Black Is King (2020) ☆☆☆(3/4): An interesting visual album from Beyoncé

I am not much of an American pop music aficionado, but I certainly know how popular Beyoncé has been during last two decades. To be frank with you, I usually regarded her as a merely famous singer who appeared in movies from time to time, but then I came to admire her undeniable star quality and presence quite more than before after watching her Netflix concert film “Homecoming” (2019), which is one of the best concert films of the last decade in my inconsequential opinion. As mesmerized by her indisputable beauty, charisma, talent, I had some second thoughts on her artistic quality, and I even lamented on how the hell she has not yet gotten a chance for fully utilizing her beauty and charisma on the screen (Remember how she was somehow overshadowed by Jennifer Hudson during the first half of “Dreamgirls” (2006)?)

Anyway, when I heard about Beyoncé’s musical film/visual album “Black Is King” being released on Disney+ on last Friday, I did not even know that it is actually a video companion to her 2019 album “The Lion King: The Gift”, which is, yes, a tie-in album for the 2019 remake of “The Lion King”. Because I skipped a chance to watch that feature film simply because my expectation was quickly shrunk after watching its bland trailer, I cannot possibly comment on that feature film where she gave a voice performance as one of the main characters, but I can tell you instead that “Black Is King” is another interesting achievement from Beyoncé, and she surely shines again under her full artistic control.

The film is basically a series of music video clips strung together via a number of common cultural/ethnical themes, and you could actually enjoy them even without the occasional insertions of the dialogues from the 2019 remake of “The Lion King”, though it goes without saying that the African cultural elements in that film are a part of the source of inspiration for the songs and the accompanying visual moments in “Black Is King”. Deliberately emphasizing these distinctive moments and then mixing them along with modern American pop elements on the screen, Beyoncé apparently attempts to deliver messages of African American heritage and empowerment here, which are alternatively subtle and blatant as effortlessly mingled with strikingly beautiful visual moments.

Above all, Beyoncé, who also serves as co-director/co-producer of the film, surely knows how to grab the attention of her audiences right from the beginning. The first song of her album is accompanied with a gorgeous sequence consisting of various landscapes including a wide sea beach on which she and several other figures wander, and I was particularly amused by a seemingly biblical object floating along a big river at one point.

After this part, the film gradually builds up a sort of narrative around a little young African boy who will succeed his father just like the young hero of “The Lion King”. At first, we see this boy being designated as his father’s heir apparent, and then there comes a nightmarish moment when their village is suddenly intruded by a bunch of bikers wearing crimson red outfits.
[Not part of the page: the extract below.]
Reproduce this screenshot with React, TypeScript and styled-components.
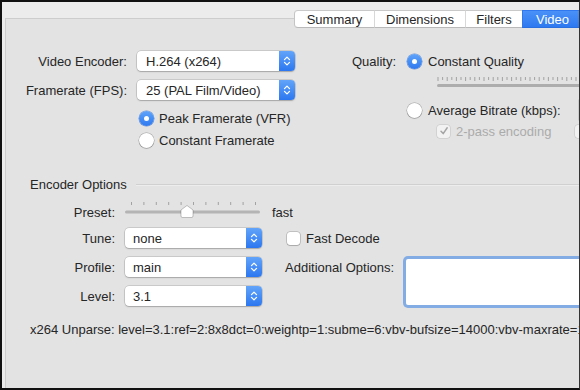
import React from "react";
import styled, { createGlobalStyle } from "styled-components";

const Global = createGlobalStyle`
  html, body { margin: 0; padding: 0; background: #ececec; }
  body { font-family: "Liberation Sans", Arial, Helvetica, sans-serif; font-size: 13px; color: #262626; }
  * { box-sizing: border-box; }
`;

const Window = styled.div`
  width: 580px;
  height: 390px;
  border-top: 2px solid #111;
  border-left: 2px solid #111;
  border-bottom: 2px solid #111;
  border-right: 1px solid #333;
  background: #ececec;
  padding: 8px 0 0 3px;
  display: flex;
  flex-direction: column;
  overflow: hidden;
`;

const TabStrip = styled.div`
  display: flex;
  height: 18px;
  margin-left: 289px;
  position: relative;
  z-index: 1;
  flex-shrink: 0;
`;

const Segment = styled.div<{ $active?: boolean; $first?: boolean; $w: number }>`
  width: ${(p) => p.$w}px;
  flex-shrink: 0;
  height: 18px;
  display: flex;
  align-items: center;
  justify-content: center;
  font-size: 13px;
  white-space: nowrap;
  color: ${(p) => (p.$active ? "#fff" : "#262626")};
  background: ${(p) => (p.$active ? "linear-gradient(#4a92f8, #2e79f0)" : "#fff")};
  border-top: 1px solid ${(p) => (p.$active ? "#2f78ee" : "#c9c9c9")};
  border-bottom: 1px solid ${(p) => (p.$active ? "#2a6fe0" : "#b9b9b9")};
  border-left: 1px solid ${(p) => (p.$first ? "#c4c4c4" : p.$active ? "#2f78ee" : "#d8d8d8")};
  border-radius: ${(p) => (p.$first ? "4px 0 0 4px" : "0")};
`;

const Panel = styled.div`
  margin-top: -10px;
  flex: 1;
  background: #e3e3e3;
  border-top: 1px solid #cdcdcd;
  border-left: 1px solid #cdcdcd;
  padding: 32px 0 0 23px;
  display: flex;
  flex-direction: column;
`;

const TopArea = styled.div`
  display: flex;
  align-items: flex-start;
`;

const LeftGrid = styled.div`
  display: grid;
  grid-template-columns: 98px 158px;
  grid-template-rows: 20px 20px auto;
  column-gap: 10px;
  row-gap: 9px;
  flex-shrink: 0;
`;

const Label = styled.div`
  display: flex;
  align-items: center;
  justify-content: flex-end;
  white-space: nowrap;
  font-size: 13px;
  color: #262626;
`;

const SelectBox = styled.div<{ $w: number }>`
  width: ${(p) => p.$w}px;
  height: 20px;
  display: flex;
  align-items: center;
  background: #fff;
  border-radius: 4px;
  box-shadow: 0 0 0 0.5px rgba(0, 0, 0, 0.22), 0 1px 1.5px rgba(0, 0, 0, 0.18);
`;

const SelectText = styled.span<{ $pad: number }>`
  flex: 1;
  padding-left: ${(p) => p.$pad}px;
  font-size: 13px;
  white-space: nowrap;
  color: #262626;
`;

const Stepper = styled.div`
  width: 16px;
  height: 100%;
  border-radius: 0 4px 4px 0;
  background: linear-gradient(#62a4fa, #2c77f0);
  display: flex;
  align-items: center;
  justify-content: center;
`;

const RadioList = styled.div`
  grid-column: 2;
  display: flex;
  flex-direction: column;
  gap: 4px;
  padding-left: 2px;
`;

const OptionRow = styled.div<{ $h?: number; $gap?: number; $disabled?: boolean }>`
  display: flex;
  align-items: center;
  height: ${(p) => p.$h ?? 18}px;
  gap: ${(p) => p.$gap ?? 5}px;
  white-space: nowrap;
  font-size: 13px;
  color: ${(p) => (p.$disabled ? "#ababab" : "#262626")};
`;

const Radio = styled.span<{ $on?: boolean }>`
  width: 15px;
  height: 15px;
  border-radius: 50%;
  flex-shrink: 0;
  display: flex;
  align-items: center;
  justify-content: center;
  background: ${(p) => (p.$on ? "linear-gradient(#5fa3f9, #2e79f0)" : "#fff")};
  box-shadow: ${(p) =>
    p.$on
      ? "0 0 0 0.5px rgba(30,90,200,0.6)"
      : "0 0 0 0.5px rgba(0,0,0,0.3), 0 1px 1px rgba(0,0,0,0.12)"};
  &::after {
    content: "";
    display: ${(p) => (p.$on ? "block" : "none")};
    width: 5px;
    height: 5px;
    border-radius: 50%;
    background: #fff;
  }
`;

const Check = styled.span<{ $disabled?: boolean }>`
  width: 13px;
  height: 13px;
  border-radius: 3px;
  flex-shrink: 0;
  display: flex;
  align-items: center;
  justify-content: center;
  background: ${(p) => (p.$disabled ? "#f2f2f2" : "#fff")};
  box-shadow: ${(p) =>
    p.$disabled
      ? "0 0 0 0.5px rgba(0,0,0,0.15)"
      : "0 0 0 0.5px rgba(0,0,0,0.3), 0 1px 1px rgba(0,0,0,0.12)"};
`;

const RightGrid = styled.div`
  margin-left: 45px;
  width: 400px;
  flex-shrink: 0;
  display: grid;
  grid-template-columns: 56px 1fr;
  column-gap: 11px;
  align-items: center;
`;

const RFLabel = styled.span`
  margin-left: 54px;
`;

const QualitySlider = styled.div`
  grid-column: 2;
  margin: 5px 0 0 30px;
  height: 12px;
  display: flex;
`;

const BitrateRow = styled(OptionRow)`
  grid-column: 2;
  height: 20px;
  margin-top: 12px;
`;

const TwoPassRow = styled(OptionRow)`
  grid-column: 2;
  height: 16px;
  margin: 3px 0 0 30px;
`;

const BitrateInput = styled.span`
  width: 60px;
  height: 20px;
  background: #fff;
  margin-left: 12px;
  box-shadow: 0 0 0 0.5px rgba(0, 0, 0, 0.2);
`;

const TurboSpacer = styled.span`
  margin-left: 18px;
  display: flex;
`;

const SectionHeader = styled.div`
  display: flex;
  align-items: center;
  gap: 9px;
  margin-top: 27px;
  height: 16px;
  margin-left: 1px;
`;

const SectionTitle = styled.div`
  font-size: 13px;
  color: #262626;
  white-space: nowrap;
`;

const Rule = styled.div`
  flex: 1;
  height: 1px;
  background: #d0d0d0;
  box-shadow: 0 1px 0 rgba(255, 255, 255, 0.35);
`;

const EncoderGrid = styled.div`
  margin-top: 8px;
  display: grid;
  grid-template-columns: 86px 137px 121px 200px;
  grid-template-rows: 28px 29px 29px 20px;
  column-gap: 10px;
  align-items: start;
`;

const EncLabel = styled(Label)`
  height: 20px;
`;

const PresetLabel = styled(EncLabel)`
  margin-top: 2px;
`;

const PresetValue = styled.div`
  height: 20px;
  margin-top: 2px;
  display: flex;
  align-items: center;
  font-size: 13px;
`;

const PresetSlider = styled.div`
  height: 28px;
  display: flex;
`;

const FastDecodeRow = styled(OptionRow)`
  height: 20px;
  padding-left: 15px;
  gap: 6px;
  grid-column: 3 / span 2;
`;

const AddLabel = styled(EncLabel)`
  justify-content: flex-start;
  padding-left: 13px;
`;

const TextArea = styled.div`
  grid-row: 3 / span 2;
  grid-column: 4;
  margin: 2px 0 0 3px;
  height: 46px;
  background: #fff;
  border-radius: 2px;
  box-shadow: 0 0 0 3px #84ace4, 0 0 0 1px #5b8fd8;
`;

const Unparse = styled.div`
  margin-top: 16px;
  margin-left: 1px;
  font-size: 13px;
  white-space: nowrap;
  color: #262626;
  line-height: 16px;
`;

const Chevrons = () => (
  <svg width="8" height="12" viewBox="0 0 8 12">
    <path d="M1.5 4.6 L4 2.1 L6.5 4.6" fill="none" stroke="#fff" strokeWidth="1.3" strokeLinecap="round" strokeLinejoin="round" />
    <path d="M1.5 7.4 L4 9.9 L6.5 7.4" fill="none" stroke="#fff" strokeWidth="1.3" strokeLinecap="round" strokeLinejoin="round" />
  </svg>
);

const Select = ({ w, pad, value }: { w: number; pad: number; value: string }) => (
  <SelectBox $w={w}>
    <SelectText $pad={pad}>{value}</SelectText>
    <Stepper>
      <Chevrons />
    </Stepper>
  </SelectBox>
);

const CheckMark = ({ color }: { color: string }) => (
  <svg width="10" height="10" viewBox="0 0 10 10">
    <path d="M2 5.2 L4.2 7.6 L8.2 1.8" fill="none" stroke={color} strokeWidth="1.5" strokeLinecap="round" strokeLinejoin="round" />
  </svg>
);

const QualityTicks = () => {
  const ticks = [];
  for (let i = 0; i < 52; i++) {
    const x = 1 + i * 4.6;
    ticks.push(<line key={i} x1={x} x2={x} y1={1} y2={i % 2 ? 4 : 5} stroke="#9a9a9a" strokeWidth="0.9" />);
  }
  return (
    <svg width="240" height="12" viewBox="0 0 240 12">
      {ticks}
      <rect x="0" y="8" width="240" height="3" rx="1.5" fill="#adadad" />
    </svg>
  );
};

const PresetTrack = () => {
  const ticks = [];
  for (let i = 0; i < 11; i++) {
    const x = 6.5 + i * 12.4;
    ticks.push(<line key={i} x1={x} x2={x} y1={2} y2={5} stroke="#a2a2a2" strokeWidth="1" />);
  }
  return (
    <svg width="137" height="28" viewBox="0 0 137 28">
      {ticks}
      <rect x="0" y="10.5" width="135" height="3" rx="1.5" fill="#b4b4b4" />
      <path
        d="M62 5.5 L68 10 L68 16 Q68 17.5 66.5 17.5 L57.5 17.5 Q56 17.5 56 16 L56 10 Z"
        fill="#fff"
        stroke="rgba(0,0,0,0.28)"
        strokeWidth="0.8"
      />
    </svg>
  );
};

export default function App() {
  return (
    <>
      <Global />
      <Window>
        <TabStrip>
          <Segment $first $w={80}>Summary</Segment>
          <Segment $w={91}>Dimensions</Segment>
          <Segment $w={57}>Filters</Segment>
          <Segment $active $w={60}>Video</Segment>
        </TabStrip>
        <Panel>
          <TopArea>
            <LeftGrid>
              <Label>Video Encoder:</Label>
              <Select w={158} pad={9} value="H.264 (x264)" />
              <Label>Framerate (FPS):</Label>
              <Select w={158} pad={9} value="25 (PAL Film/Video)" />
              <RadioList>
                <OptionRow>
                  <Radio $on />
                  Peak Framerate (VFR)
                </OptionRow>
                <OptionRow>
                  <Radio />
                  Constant Framerate
                </OptionRow>
              </RadioList>
            </LeftGrid>
            <RightGrid>
              <Label>Quality:</Label>
              <OptionRow $h={20} $gap={6}>
                <Radio $on />
                Constant Quality
                <RFLabel>RF:</RFLabel>
              </OptionRow>
              <QualitySlider>
                <QualityTicks />
              </QualitySlider>
              <BitrateRow $gap={6}>
                <Radio />
                Average Bitrate (kbps):
                <BitrateInput />
              </BitrateRow>
              <TwoPassRow $disabled $gap={6}>
                <Check $disabled>
                  <CheckMark color="#a5a5a5" />
                </Check>
                2-pass encoding
                <TurboSpacer>
                  <Check $disabled />
                </TurboSpacer>
              </TwoPassRow>
            </RightGrid>
          </TopArea>
          <SectionHeader>
            <SectionTitle>Encoder Options</SectionTitle>
            <Rule />
          </SectionHeader>
          <EncoderGrid>
            <PresetLabel>Preset:</PresetLabel>
            <PresetSlider>
              <PresetTrack />
            </PresetSlider>
            <PresetValue>fast</PresetValue>
            <div />
            <EncLabel>Tune:</EncLabel>
            <Select w={137} pad={8} value="none" />
            <FastDecodeRow>
              <Check />
              Fast Decode
            </FastDecodeRow>
            <EncLabel>Profile:</EncLabel>
            <Select w={137} pad={8} value="main" />
            <AddLabel>Additional Options:</AddLabel>
            <TextArea />
            <EncLabel>Level:</EncLabel>
            <Select w={137} pad={8} value="3.1" />
          </EncoderGrid>
          <Unparse>
            x264 Unparse: level=3.1:ref=2:8x8dct=0:weightp=1:subme=6:vbv-bufsize=14000:vbv-maxrate=14000
          </Unparse>
        </Panel>
      </Window>
    </>
  );
}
I have no idea on how to interpret this particular moment, but then things get more interesting as the boy subsequently blunders into a slum neighborhood of some modern African city, and that is followed by a sort of twisted coming-of-age process for him.

Beyoncé keeps delivering more impressive visual moments to behold for their bold cultural beauty. In case of one music video clip, it shows a rich African guy enjoying and flaunting his wealth in his big mansion where he is served by Caucasian butler and servants, and we later see the boy roaming around in the mansion. I wonder whether he is simply dreaming for success, power, fame as reflected by a certain subsequent moment, but Beyoncé lets this sequence open to interpretation just like she did in that iconic music video of hers in 2016.

Meanwhile, the elements from the 2019 remake of “The Lion King” keep appearing as demanded, but they are soon overshadowed by the continuing stream of artistic creativity envisioned by Beyoncé and her artistic collaborators. Around the second half of the film, she lets several other famous artists including Pharrell Williams and her young daughter Blue Ivy Carter take the spotlight for a while at times, and Williams has a terrific scene where he sings and dances alone in front of a stack of blue plastic water containers on a remote field.

Despite many excellent visual moments to be cherished, the film feels less special compared to “Homecoming”. Sure, many songs appearing in the film are performed well on the whole, and Beyoncé constantly exudes her star presence as usual while deftly handling the lyrics of the songs in the film, but I must confess that none of them was particularly catchy to me. Personally, I wonder whether that is because I do not have much affinity toward American contemporary pop music.

Nevertheless, “Black Is King” still worked well on me in terms of visual aspects. No, I remain unwilling to see the 2019 remake of “The Lion King” (I still remember pretty well when I was rather repulsed by the supposedly realistic presentation of digital animal figures in that film, by the way), and I also do not have much will to buy and listen to “The Lion King: The Gift” at present, but I admire the creative efforts from Beyoncé and her artistic collaborators at least. It is indeed inherently derivative from the start, but I bet that it is more enjoyable and entertaining than the 2019 remake of “The Lion King”.